Beyond the wards, at the top of a low hill, there is an emergency operation facility, complete with showers, a restaurant and resting rooms for the medical staff to use. At the entrance to the facility, security staff check the temperature of everyone entering the building (according to the Central Disaster and Safety Countermeasures Headquarters, 241 health workers have been confirmed to have caught Covid-19 as of the 8 April). The security staff also offer words of encouragement to workers coming off their shifts. Upon entering the facility, letters from all over the country, including Seoul, Sejong, Gwangju, Ulsan, Tongyeong, etc, can be seen covering the walls. Hundreds of letters in various styles of writing are stuck to the walls, from a scribbly message reading “We can beat the virus!” sent by a child, to the neat writing of a self-employed company owner, which reads “although things will be difficult for me in the days to come, I support you, for whom things are difficult today.” The medical staff stop in front of the wall to read the messages from time to time.

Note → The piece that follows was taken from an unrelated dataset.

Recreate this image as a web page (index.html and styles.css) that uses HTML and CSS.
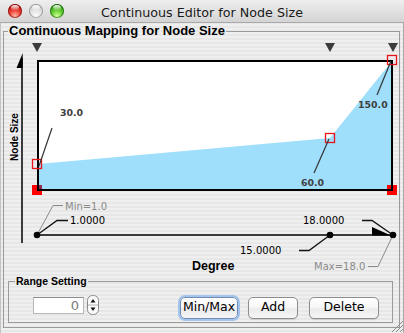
FILE: index.html
```html
<!DOCTYPE html>
<html>
<head>
<meta charset="utf-8">
<title>Continuous Editor for Node Size</title>
<link rel="stylesheet" href="styles.css">
</head>
<body>
<div class="window">
  <header class="titlebar">
    <div class="lights">
      <span class="light red"></span>
      <span class="light gray"></span>
      <span class="light green"></span>
    </div>
    <div class="title">Continuous Editor for Node Size</div>
    <div></div>
  </header>
  <fieldset class="mapping">
    <legend>Continuous Mapping for Node Size</legend>
    <svg class="chart" width="395" height="237" viewBox="4 38 395 237">
      <g fill="#3c3c3c">
        <polygon points="32,43 42,43 37,52"/>
        <polygon points="325,43 335,43 330,52"/>
        <polygon points="388,43 398,43 393,52"/>
      </g>
      <rect x="38" y="61" width="354" height="129" fill="#ffffff"/>
      <polygon points="38,164 330,138 392,61 392,190 38,190" fill="#9fdffb"/>
      <rect x="32" y="185" width="10" height="10" fill="#ff0000"/>
      <rect x="38" y="185" width="4" height="4" fill="#8d2a4c"/>
      <rect x="387" y="185" width="10" height="10" fill="#ff0000"/>
      <rect x="38" y="61" width="354" height="129" fill="none" stroke="#000" stroke-width="2"/>
      <g fill="none" stroke="#e8141c" stroke-width="1.3">
        <rect x="32.5" y="159.5" width="9" height="9"/>
        <rect x="325.5" y="133.5" width="9" height="9"/>
        <rect x="387.5" y="55.5" width="9" height="9"/>
      </g>
      <g stroke="#333" stroke-width="1.2">
        <line x1="52" y1="128" x2="39" y2="166"/>
        <line x1="314" y1="173" x2="329" y2="139"/>
        <line x1="377" y1="95" x2="391" y2="61"/>
      </g>
      <text class="val" x="60" y="116">30.0</text>
      <text class="val" x="301" y="186">60.0</text>
      <text class="val" x="358" y="108">150.0</text>

      <line x1="22" y1="58" x2="22" y2="243" stroke="#000" stroke-width="1.5"/>
      <polygon points="22.7,53 22.7,68 16.5,68" fill="#000"/>
      <text class="axis-side" transform="translate(17.5,137) rotate(-90)" text-anchor="middle">Node Size</text>

      <line x1="37" y1="235" x2="393" y2="235" stroke="#000" stroke-width="1.5"/>
      <polygon points="372,227 372,235.5 391,235.5" fill="#000"/>
      <g fill="none" stroke-width="1">
        <polyline points="37,235 53,205.5 63,205.5" stroke="#8a8a8a"/>
        <polyline points="37,235 57,220.5 68,220.5" stroke="#111" stroke-width="1.3"/>
        <polyline points="362,220.5 372,220.5 393,235" stroke="#111" stroke-width="1.3"/>
        <polyline points="299,250.5 309,250.5 330,235" stroke="#111" stroke-width="1.3"/>
        <polyline points="368,266.5 378,266.5 393,235" stroke="#8a8a8a"/>
      </g>
      <g fill="#000">
        <circle cx="37" cy="235" r="3.3"/>
        <circle cx="330" cy="235" r="3.3"/>
        <circle cx="393" cy="235" r="3.3"/>
      </g>
      <text class="lim" x="65" y="210">Min=1.0</text>
      <text class="ax" x="70" y="224">1.0000</text>
      <text class="ax" x="303" y="224">18.0000</text>
      <text class="ax" x="240" y="254">15.0000</text>
      <text class="lim" x="314" y="270">Max=18.0</text>
      <text class="axis-title" x="192" y="270">Degree</text>
    </svg>
    <fieldset class="range">
      <legend>Range Setting</legend>
      <div class="range-row">
        <div class="field">0</div>
        <svg class="stepper" width="12" height="20" viewBox="0 0 12 20">
          <rect x="0.5" y="0.5" width="11" height="19" rx="5" fill="#fbfbfb" stroke="#8a8a8a"/>
          <line x1="1" y1="10" x2="11" y2="10" stroke="#b0b0b0"/>
          <polygon points="6,4 8.5,7.5 3.5,7.5" fill="#111"/>
          <polygon points="6,16 8.5,12.5 3.5,12.5" fill="#111"/>
        </svg>
        <button class="btn btn-minmax">Min/Max</button>
        <button class="btn btn-add">Add</button>
        <button class="btn btn-delete">Delete</button>
      </div>
    </fieldset>
  </fieldset>
  <svg class="grip" width="12" height="12" viewBox="0 0 12 12">
    <g stroke="#8e8e8e" stroke-width="1">
      <line x1="12" y1="1" x2="1" y2="12"/>
      <line x1="12" y1="5" x2="5" y2="12"/>
      <line x1="12" y1="9" x2="9" y2="12"/>
    </g>
  </svg>
</div>
</body>
</html>
```

FILE: styles.css
```css
* {
  box-sizing: border-box;
}

html,
body {
  margin: 0;
  padding: 0;
}

body {
  width: 404px;
  height: 333px;
  overflow: hidden;
  background: #e8e8e8;
  font-family: "DejaVu Sans", sans-serif;
}

.window {
  position: relative;
  width: 404px;
  height: 333px;
  background: repeating-linear-gradient(to bottom, #efefef 0 2px, #e7e7e7 2px 4px);
  box-shadow: inset 1px 0 #c4c4c4, inset -1px 0 #a9a9a9;
}

.titlebar {
  height: 23px;
  display: grid;
  grid-template-columns: 1fr auto 1fr;
  align-items: start;
  background: linear-gradient(#eeeeee, #d4d4d4);
  border-bottom: 1px solid #a9a9a9;
}

.lights {
  display: flex;
  gap: 7px;
  padding: 4px 0 0 8px;
}

.light {
  position: relative;
  width: 14px;
  height: 14px;
  border-radius: 50%;
}

.light::after {
  content: "";
  position: absolute;
  left: 3px;
  top: 1px;
  width: 8px;
  height: 5px;
  border-radius: 50%;
  background: linear-gradient(rgba(255, 255, 255, 0.95), rgba(255, 255, 255, 0.15));
}

.red {
  background: radial-gradient(circle at 50% 85%, #ffb8a8 0%, #f0493d 38%, #c41b12 72%, #9a0d08 100%);
  box-shadow: inset 0 0 0 1px rgba(110, 0, 0, 0.55);
}

.gray {
  background: radial-gradient(circle at 50% 85%, #fcfcfc 0%, #e2e2e2 45%, #c2c2c2 100%);
  box-shadow: inset 0 0 0 1px rgba(0, 0, 0, 0.28);
}

.green {
  background: radial-gradient(circle at 50% 85%, #d4ff9a 0%, #6fd23a 38%, #35a012 72%, #1f7806 100%);
  box-shadow: inset 0 0 0 1px rgba(0, 70, 0, 0.5);
}

.title {
  padding-top: 4px;
  font: 12.7px/18px "DejaVu Sans", sans-serif;
  color: #1a1a1a;
  white-space: nowrap;
}

.mapping {
  margin: 1px 4px 0 3px;
  padding: 0;
  min-width: 0;
  border: 1px solid #9a9a9a;
}

.mapping > legend {
  margin-left: 4px;
  padding: 0 1px;
  font: bold 13px/14px "Liberation Sans", Arial, sans-serif;
  color: #000;
}

.chart {
  display: block;
}

.val {
  font: bold 9.4px "DejaVu Sans", sans-serif;
  fill: #404040;
}

.ax {
  font: 10px "DejaVu Sans", sans-serif;
  fill: #000;
}

.lim {
  font: 10px "DejaVu Sans", sans-serif;
  fill: #8a8a8a;
}

.axis-title {
  font: bold 12.5px "Liberation Sans", Arial, sans-serif;
  fill: #000;
}

.axis-side {
  font: bold 10px "Liberation Sans", Arial, sans-serif;
  fill: #000;
}

.range {
  margin: 0 6px 4px 4px;
  padding: 0;
  min-width: 0;
  border: 1px solid #9a9a9a;
}

.range > legend {
  margin-left: 6px;
  padding: 0 1px;
  font: bold 10.5px/12px "Liberation Sans", Arial, sans-serif;
  color: #000;
}

.range-row {
  display: flex;
  align-items: flex-start;
  padding: 8px 0 3px 24px;
}

.field {
  width: 51px;
  height: 17px;
  margin-top: 2px;
  padding-right: 4px;
  background: #ffffff;
  border: 1px solid #b8b8b8;
  border-top-color: #8c8c8c;
  font: 13px/15px "DejaVu Sans", sans-serif;
  color: #7a7a7a;
  text-align: right;
}

.stepper {
  display: block;
  margin-left: 3px;
}

.btn {
  height: 22px;
  margin-top: 2px;
  padding: 0 0 1px;
  font: 12.5px/1 "DejaVu Sans", sans-serif;
  color: #000;
  border: 1px solid #8d8d8d;
  border-radius: 5px;
  background: linear-gradient(#ffffff, #f7f7f7 45%, #ebebeb 55%, #f5f5f5);
  box-shadow: 0 1px 1px rgba(0, 0, 0, 0.12);
}

.btn-minmax {
  width: 58px;
  margin-left: 81px;
  border-color: #6f8db8;
  box-shadow: 0 0 0 2px #a4c4ec;
}

.btn-add {
  width: 50px;
  margin-left: 10px;
}

.btn-delete {
  width: 70px;
  margin-left: 11px;
}

.grip {
  position: absolute;
  right: 1px;
  bottom: 1px;
}
```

For the medical staff, being together with their colleagues, caring for patients on the brink of life and death, is just as encouraging as the words and letters of support from citizens. Although they’ve only worked together for a few days, at most a month, many of them will still keep in touch going forward. On 8 April, nurse Jandi Kim (29), who had just finished her shift, commented, “although I hope it doesn’t happen, of course, but even if we found ourselves in this situation again, I would volunteer to come once more.” Sitting next to her, nurse Boyeon Kim (27) remarked, “in that case, let’s come together.” For the two nurses, who had travelled to Daegu from Busan and Ulsan, it was their last shift before heading back to their regular lives.